Postcolonial Directions in Education

Guidelines for non-peer reviewed contributions

Guidelines for non-peer reviewed contributions

Our journal welcomes material which may not need to go through the full-blind peer review process. Usually, these kinds of submissions occur through direct communication between authors and editors. Authors will be requested to revise and edit their submissions to make them suitable for our journal and readership.
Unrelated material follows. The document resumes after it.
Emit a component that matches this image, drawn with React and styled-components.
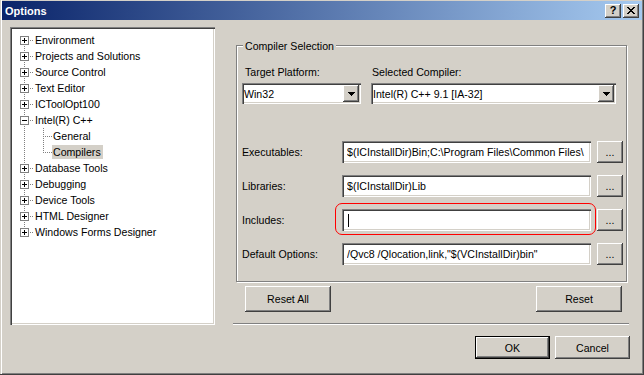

Here are examples of some of the kinds of non-peer-reviewed contributions we tend to publish:

  1. Analysis/commentary (4000-6000 words) of significant education policy and political developments
  2. Film/documentary reviews (1500-2000 words) related to educational issues, policies, developments
  3. Stories of education activism and social movements (1500-2500 words): Sharing what’s happening in social movement and community organising spaces in your country, region, city that activists and scholars elsewhere might be able to learn from.
  4. Teaching/research notes (1000-3000 words): These are brief notes relating to particular types of pedagogical and research practice which may be of use to others working in the area.
  5. Facilitated discussions and interviews (7000-8000 words): These are conversations with people who, either because of language, educational and literacy barriers are not in a position to write formal articles, or not interested in doing so, but whose knowledge, experience, practice and reflection is worth sharing.
  6. Responses to articles and debates (length as appropriate): These are usually invited as part of a debate around a particular paper or submitted as a response to a previously published paper. In the latter case, the author of the original paper will normally be given the opportunity to respond.

These guidelines were inspired and adapted from Interface: journal for and about social movements.